### Provided information ###
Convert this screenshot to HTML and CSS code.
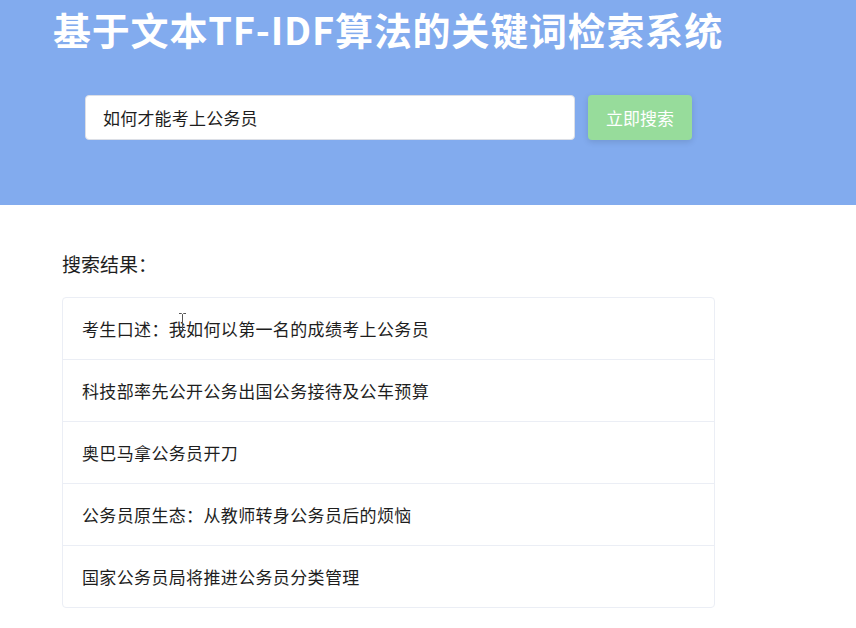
FILE: index.html
```html
<!DOCTYPE html>
<html lang="zh-CN">
<head>
<meta charset="utf-8">
<title>关键词检索系统</title>
<link rel="stylesheet" href="styles.css">
</head>
<body>
<header class="hero">
  <h1 class="title">基于文本TF-IDF算法的关键词检索系统</h1>
  <form class="search">
    <div class="search-input">如何才能考上公务员</div>
    <button type="button" class="search-btn">立即搜索</button>
  </form>
</header>
<main class="results">
  <h2 class="results-title">搜索结果：</h2>
  <ul class="result-list">
    <li class="result-item">考生口述：我如何以第一名的成绩考上公务员
      <svg class="ibeam" width="9" height="20" viewBox="0 0 9 20"><path d="M1 1.5h2.5l1 1 1-1H8M4.5 2.5v15M1 18.5h2.5l1-1 1 1H8" fill="none" stroke="#555" stroke-width="1"/></svg>
    </li>
    <li class="result-item">科技部率先公开公务出国公务接待及公车预算</li>
    <li class="result-item">奥巴马拿公务员开刀</li>
    <li class="result-item">公务员原生态：从教师转身公务员后的烦恼</li>
    <li class="result-item">国家公务员局将推进公务员分类管理</li>
  </ul>
</main>
</body>
</html>
```
FILE: styles.css
```css
* { box-sizing: border-box; }
html, body {
  margin: 0;
  padding: 0;
  background: #fff;
  font-family: "Noto Sans CJK SC", "Noto Sans", sans-serif;
  color: #1e1e1e;
}
.hero {
  background: #82abee;
  height: 205px;
  padding: 3px 0 0 53px;
}
.title {
  margin: 0;
  font-size: 38px;
  line-height: 52px;
  font-weight: 700;
  color: #fff;
  letter-spacing: 0.8px;
}
.search {
  display: flex;
  gap: 13px;
  margin: 40px 0 0 32px;
}
.search-input {
  width: 490px;
  height: 45px;
  background: #fff;
  border: 1px solid #dcdfe6;
  border-radius: 4px;
  padding: 0 17px;
  display: flex;
  align-items: center;
  font-size: 17px;
  letter-spacing: 0.2px;
  color: #1e1e1e;
}
.search-btn {
  width: 104px;
  height: 45px;
  border: none;
  border-radius: 4px;
  background: #97dc9b;
  color: #fff;
  font-family: inherit;
  font-size: 17px;
  box-shadow: 0 2px 6px rgba(0,0,0,0.12);
  padding: 0;
}
.results {
  padding: 44px 0 0 62px;
}
.results-title {
  margin: 0 0 18px 0;
  font-size: 19px;
  font-weight: 400;
  line-height: 30px;
  color: #1e1e1e;
}
.result-list {
  list-style: none;
  margin: 0;
  padding: 0;
  width: 653px;
  border: 1px solid #ebeef5;
  border-radius: 4px;
}
.result-item {
  position: relative;
  height: 62px;
  display: flex;
  align-items: center;
  padding-left: 19px;
  font-size: 17px;
  letter-spacing: 0.35px;
  color: #1e1e1e;
  border-top: 1px solid #ebeef5;
}
.result-item:first-child { border-top: none; height: 61px; }
.ibeam {
  position: absolute;
  left: 115px;
  top: 14px;
}
```
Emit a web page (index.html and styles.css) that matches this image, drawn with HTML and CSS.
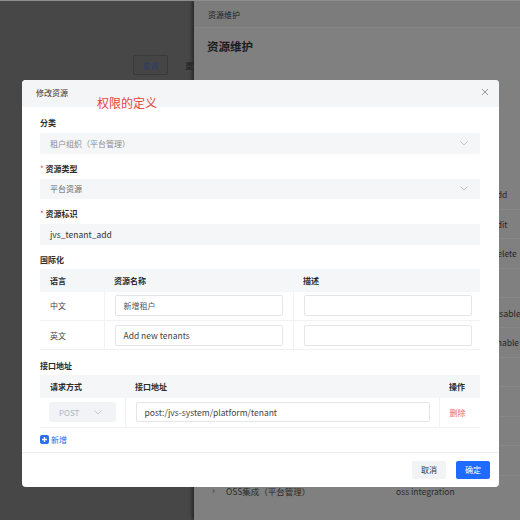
FILE: index.html
```html
<!DOCTYPE html>
<html lang="zh-CN">
<head>
  <meta charset="UTF-8" />
  <title>资源维护</title>
  <link rel="stylesheet" href="styles.css">
</head>
<body>
  <div class="page">
    <div class="left">
      <div class="toolbar">
        <button class="btn-query">查询</button>
        <span class="btn-reset">重置</span>
      </div>
    </div>

    <div class="drawer">
      <div class="drawer-head">资源维护</div>
      <div class="drawer-title">资源维护</div>
      <ul class="drawer-rows">
        <li><span class="c-name"></span><span class="c-code">add</span></li>
        <li><span class="c-name"></span><span class="c-code">edit</span></li>
        <li><span class="c-name"></span><span class="c-code">delete</span></li>
        <li><span class="c-name"></span><span class="c-code"></span></li>
        <li><span class="c-name"></span><span class="c-code">disable</span></li>
        <li><span class="c-name"></span><span class="c-code">enable</span></li>
        <li><span class="c-name"></span><span class="c-code"></span></li>
        <li><span class="c-name"></span><span class="c-code"></span></li>
        <li><span class="c-name"></span><span class="c-code"></span></li>
        <li><span class="c-name"></span><span class="c-code">t</span></li>
        <li class="group"><span class="arrow">›</span><span class="c-group">OSS集成（平台管理）</span><span class="c-en">oss integration</span></li>
      </ul>
    </div>
  </div>

  <div class="modal">
    <div class="modal-head">
      <span class="modal-title">修改资源</span>
      <svg class="close" width="8" height="8" viewBox="0 0 8 8"><path d="M1 1L7 7M7 1L1 7" stroke="#9a9a9a" stroke-width="1"/></svg>
    </div>
    <span class="note">权限的定义</span>

    <div class="modal-body">
      <div class="label">分类</div>
      <div class="field select disabled">租户组织（平台管理）
        <svg class="chev" width="8" height="5" viewBox="0 0 8 5"><path d="M0.5 0.5L4 4L7.5 0.5" fill="none" stroke="#c0c0c0"/></svg>
      </div>

      <div class="label"><span class="req">*</span> 资源类型</div>
      <div class="field select">平台资源
        <svg class="chev" width="8" height="5" viewBox="0 0 8 5"><path d="M0.5 0.5L4 4L7.5 0.5" fill="none" stroke="#c0c0c0"/></svg>
      </div>

      <div class="label"><span class="req">*</span> 资源标识</div>
      <div class="field text">jvs_tenant_add</div>

      <div class="label tight">国际化</div>
      <table class="grid i18n">
        <thead>
          <tr><th class="w-lang">语言</th><th class="w-name">资源名称</th><th>描述</th></tr>
        </thead>
        <tbody>
          <tr>
            <td>中文</td>
            <td><div class="input">新增租户</div></td>
            <td class="pr8"><div class="input"></div></td>
          </tr>
          <tr>
            <td>英文</td>
            <td><div class="input dark">Add new tenants</div></td>
            <td class="pr8"><div class="input"></div></td>
          </tr>
        </tbody>
      </table>

      <div class="label tight api-label">接口地址</div>
      <table class="grid api">
        <thead>
          <tr><th class="w-method">请求方式</th><th class="w-url">接口地址</th><th>操作</th></tr>
        </thead>
        <tbody>
          <tr>
            <td class="pl9">
              <div class="method">POST
                <svg width="8" height="5" viewBox="0 0 8 5"><path d="M0.5 0.5L4 4L7.5 0.5" fill="none" stroke="#c8c8c8"/></svg>
              </div>
            </td>
            <td><div class="input dark url">post:/jvs-system/platform/tenant</div></td>
            <td><span class="del">删除</span></td>
          </tr>
        </tbody>
      </table>

      <div class="add-row">
        <svg width="9" height="9" viewBox="0 0 9 9"><rect width="9" height="9" rx="2" fill="#2a6df0"/><path d="M4.5 2V7M2 4.5H7" stroke="#fff" stroke-width="1.3"/></svg>
        <span>新增</span>
      </div>
    </div>

    <div class="modal-foot">
      <button class="btn cancel">取消</button>
      <button class="btn ok">确定</button>
    </div>
  </div>
</body>
</html>
```

FILE: styles.css
```css
* { box-sizing: border-box; }
body {
  margin: 0;
  width: 520px;
  height: 520px;
  overflow: hidden;
  position: relative;
  font-family: "Noto Sans CJK SC", "Noto Sans", sans-serif;
  font-size: 8px;
  color: #333;
  background: #474747;
  border-top: 1px solid #8e8e8e;
}
.page {
  display: flex;
  height: 519px;
}
.left {
  width: 194px;
  flex-shrink: 0;
  background: #474747;
  overflow: hidden;
}
.toolbar {
  display: flex;
  align-items: center;
  padding: 54px 0 0 133px;
  white-space: nowrap;
}
.btn-query {
  flex-shrink: 0;
  width: 35px;
  height: 20px;
  font: inherit;
  color: #2c3d68;
  background: #454545;
  border: 1px solid #3a3a3a;
  border-radius: 2px;
  padding: 0;
}
.btn-reset { flex-shrink: 0; margin-left: 17px; color: #202020; }

.drawer {
  flex: 1;
  background: #808080;
  box-shadow: -2px 0 3px rgba(0,0,0,0.45);
  position: relative;
  z-index: 1;
  overflow: hidden;
}
.drawer-head {
  height: 27px;
  line-height: 27px;
  padding-left: 14px;
  background: #7c7c7c;
  border-bottom: 1px solid #858585;
  color: #222;
}
.drawer-title {
  padding: 10px 0 0 13px;
  font-size: 11.5px;
  font-weight: bold;
  color: #1c1c1c;
  line-height: 16px;
}
.drawer-rows {
  list-style: none;
  margin: 0;
  padding: 0;
  position: absolute;
  top: 179px;
  left: 0;
  right: 0;
}
.drawer-rows li {
  height: 29.6px;
  display: flex;
  align-items: center;
  border-bottom: 1px solid #878787;
  color: #262626;
  white-space: nowrap;
}
.c-name { width: 298px; flex-shrink: 0; }
.c-code { font-size: 8.5px; }
.drawer-rows li.group { border-bottom: none; }
.arrow { width: 14px; margin-left: 18px; flex-shrink: 0; color: #333; font-size: 9px; }
.c-group { width: 170px; flex-shrink: 0; color: #2a2a2a; font-size: 8.5px; }
.c-en { color: #2a2a2a; font-size: 8.5px; }

.modal {
  position: absolute;
  left: 22px;
  top: 79px;
  width: 477px;
  height: 407px;
  background: #fff;
  border-radius: 4px;
  z-index: 2;
  overflow: hidden;
  display: flex;
  flex-direction: column;
}
.modal-head {
  height: 27px;
  background: #f4f5f7;
  display: flex;
  align-items: center;
  justify-content: space-between;
  padding: 0 10px 2px 14px;
}
.modal-title { color: #333; }
.close { margin-top: -2px; }
.note {
  position: absolute;
  left: 75px;
  top: 16px;
  font-size: 12px;
  line-height: 14px;
  color: #e5443b;
}
.modal-body {
  flex: 1;
  padding: 10px 19px 0 18px;
}
.label {
  height: 12px;
  line-height: 12px;
  margin-bottom: 4px;
  font-weight: bold;
  color: #2b2b2b;
}
.label.tight { margin-bottom: 3px; }
.req { color: #e5443b; font-weight: normal; }
.field {
  height: 20.5px;
  margin-bottom: 9px;
  background: #f5f6f8;
  border-radius: 2px;
  padding: 0 10px;
  display: flex;
  align-items: center;
  justify-content: space-between;
}
.field.select { color: #666; }
.field.disabled { color: #8c8c8c; }
.field.text { color: #333; font-size: 8.5px; }
.chev { margin-right: 2px; }

.grid {
  width: 100%;
  border-collapse: collapse;
  table-layout: fixed;
}
.grid th {
  height: 23px;
  background: #f5f6f8;
  text-align: left;
  font-weight: bold;
  padding: 0 10px;
  color: #2b2b2b;
}
.grid td {
  height: 29px;
  padding: 0 10px;
  border-bottom: 1px solid #f0f1f3;
  color: #444;
}
.grid td + td { border-left: 1px solid #f0f1f3; }
.grid td.pr8 { padding-right: 8px; }
.w-lang { width: 64px; }
.w-name { width: 189px; }
.w-method { width: 85px; }
.w-url { width: 314px; }
.input {
  height: 21px;
  border: 1px solid #e3e5e9;
  border-radius: 2px;
  padding: 0 8px;
  display: flex;
  align-items: center;
  color: #555;
}
.input.dark { color: #444; font-size: 8.5px; }
.api .input { height: 20px; }
.url { margin-right: -1px; }
.pl9 { padding-left: 9px !important; }
.method {
  width: 67px;
  height: 20px;
  background: #f1f3f6;
  border-radius: 2px;
  display: flex;
  align-items: center;
  justify-content: space-between;
  padding: 0 14px 0 10px;
  color: #b0b3b8;
}
.del { color: #e66b6b; }
.api-label { margin-top: 10px; }

.add-row {
  margin-top: 6px;
  height: 12px;
  display: flex;
  align-items: center;
  gap: 2px;
  color: #2a6df0;
}

.modal-foot {
  height: 35px;
  border-top: 1px solid #eef0f2;
  display: flex;
  justify-content: flex-end;
  align-items: center;
  gap: 10px;
  padding: 0 9px 1px 0;
}
.btn {
  width: 34px;
  height: 18px;
  border: none;
  border-radius: 2px;
  font: inherit;
  padding: 0;
}
.cancel { background: #f2f3f5; color: #333; }
.ok { background: #1f6bff; color: #fff; }
```
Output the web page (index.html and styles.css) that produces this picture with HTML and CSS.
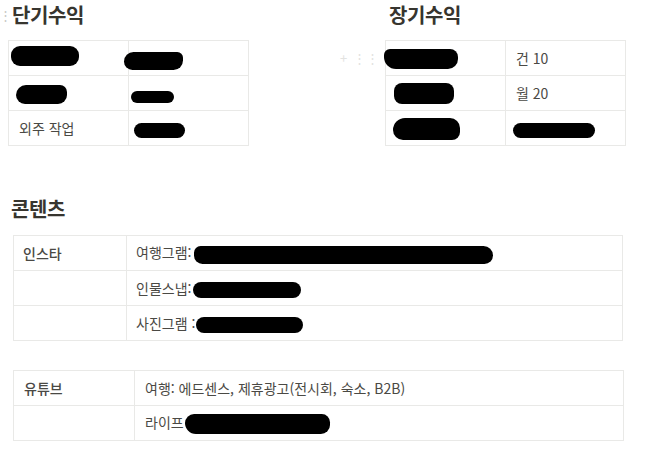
FILE: index.html
```html
<!DOCTYPE html>
<html lang="ko">
<head>
    <meta charset="UTF-8">
    <title>수익 구조</title>
    <link rel="stylesheet" href="styles.css">
</head>
<body>
    <div class="top-row">
        <section class="block block-short">
            <span class="handle handle-left">⋮⋮</span>
            <h3 class="block-title">단기수익</h3>
            <table class="sheet sheet-small">
                <tr>
                    <td><span class="ink ink-a"></span></td>
                    <td><span class="ink ink-b"></span></td>
                </tr>
                <tr>
                    <td><span class="ink ink-c"></span></td>
                    <td><span class="ink ink-d"></span></td>
                </tr>
                <tr>
                    <td>외주 작업</td>
                    <td><span class="ink ink-e"></span></td>
                </tr>
            </table>
        </section>

        <section class="block block-long">
            <span class="handle handle-row">+&nbsp;&nbsp;⋮⋮</span>
            <h3 class="block-title">장기수익</h3>
            <table class="sheet sheet-small">
                <tr>
                    <td><span class="ink ink-f"></span></td>
                    <td>건 10</td>
                </tr>
                <tr>
                    <td><span class="ink ink-g"></span></td>
                    <td>월 20</td>
                </tr>
                <tr>
                    <td><span class="ink ink-h"></span></td>
                    <td><span class="ink ink-i"></span></td>
                </tr>
            </table>
        </section>
    </div>

    <section class="content">
        <h3 class="block-title content-title">콘텐츠</h3>
        <table class="sheet sheet-insta">
            <tr>
                <td class="label">인스타</td>
                <td>여행그램: <span class="ink ink-j"></span></td>
            </tr>
            <tr>
                <td></td>
                <td>인물스냅:<span class="ink ink-k"></span></td>
            </tr>
            <tr>
                <td></td>
                <td>사진그램 :<span class="ink ink-l"></span></td>
            </tr>
        </table>

        <table class="sheet sheet-youtube">
            <tr>
                <td class="label">유튜브</td>
                <td>여행: 에드센스, 제휴광고(전시회, 숙소, B2B)</td>
            </tr>
            <tr>
                <td></td>
                <td>라이프<span class="ink ink-m"></span></td>
            </tr>
        </table>
    </section>
</body>
</html>
```

FILE: styles.css
```css
/* page */
body {
    margin: 0;
    font-family: "Noto Sans CJK KR", "Noto Sans", sans-serif;
    color: #37352f;
    background: #fff;
    overflow: hidden;
}

.top-row {
    display: flex;
}

.block {
    position: relative;
    width: 240px;
}

.block-short {
    margin-left: 8px;
}

.block-long {
    margin-left: 137px;
}

.block-title {
    margin: 0 0 10px 4px;
    height: 30px;
    font-size: 20px;
    line-height: 30px;
    font-weight: 700;
    letter-spacing: -0.4px;
}

/* drag handles, very faint */
.handle {
    position: absolute;
    color: #e3e3e1;
    font-size: 13px;
    line-height: 14px;
    letter-spacing: -3px;
}

.handle-left {
    left: -19px;
    top: 8px;
    color: #c8c8c6;
}

.handle-row {
    left: -45px;
    top: 51px;
    letter-spacing: 0;
}

/* tables */
.sheet {
    border-collapse: collapse;
    table-layout: fixed;
    font-size: 14px;
}

.sheet td {
    height: 34px;
    padding: 0 10px;
    border: 1px solid #e9e9e7;
    white-space: nowrap;
    line-height: 20px;
    vertical-align: middle;
    color: #4a4944;
}

.sheet-small {
    width: 239px;
}

.sheet-small td {
    width: 99px;
}

.content {
    margin-top: 48px;
    padding-left: 13px;
}

.content-title {
    margin-left: -2px;
    margin-bottom: 11px;
}

.sheet-insta {
    width: 610px;
}

.sheet-insta .label {
    width: 93px;
}

.sheet-insta td {
    padding-left: 9px;
}

.sheet-youtube {
    width: 611px;
    margin-top: 29px;
}

.sheet-youtube .label {
    width: 100px;
}

.label {
    font-weight: 500;
    color: #37352f;
}

/* redacted bits */
.ink {
    display: inline-block;
    vertical-align: middle;
    background: #000;
    border-radius: 9px;
}

.ink-a { width: 68px; height: 20px; margin: -9px 0 0 -8px; }
.ink-b { width: 59px; height: 18px; margin: 4px 0 0 -15px; border-radius: 10px 6px 10px 9px; }
.ink-c { width: 51px; height: 19px; margin: 0 0 0 -3px; border-radius: 10px 7px 9px 9px; }
.ink-d { width: 43px; height: 12px; margin: 3px 0 0 -8px; }
.ink-e { width: 51px; height: 15px; margin: 0 0 0 -5px; }
.ink-f { width: 74px; height: 20px; margin: 0 0 0 -12px; border-radius: 6px 8px 10px 12px; }
.ink-g { width: 60px; height: 21px; margin: 0 0 0 -2px; border-radius: 8px; }
.ink-h { width: 67px; height: 22px; margin: 0 0 0 -3px; border-radius: 12px 10px 8px 10px; }
.ink-i { width: 82px; height: 15px; margin: 0 0 0 -3px; }
.ink-j { width: 299px; height: 18px; margin: 0 0 0 -1px; border-radius: 7px 10px 9px 9px; }
.ink-k { width: 108px; height: 16px; margin: 0 0 0 2px; }
.ink-l { width: 107px; height: 16px; margin: 0 0 0 1px; }
.ink-m { width: 145px; height: 20px; margin: 0 0 0 1px; border-radius: 10px 9px 10px 12px; }
```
###
#### [What the exercise asks]
Return every line holding the word "index" from the records.

#### [Exercise result]
FILE: index.html
Emit a web page (index.html and styles.css) that matches this image, drawn with HTML and CSS.
FILE: index.html
  z-index: 1;
  z-index: 2;
Output the web page (index.html and styles.css) that produces this picture with HTML and CSS.
FILE: index.html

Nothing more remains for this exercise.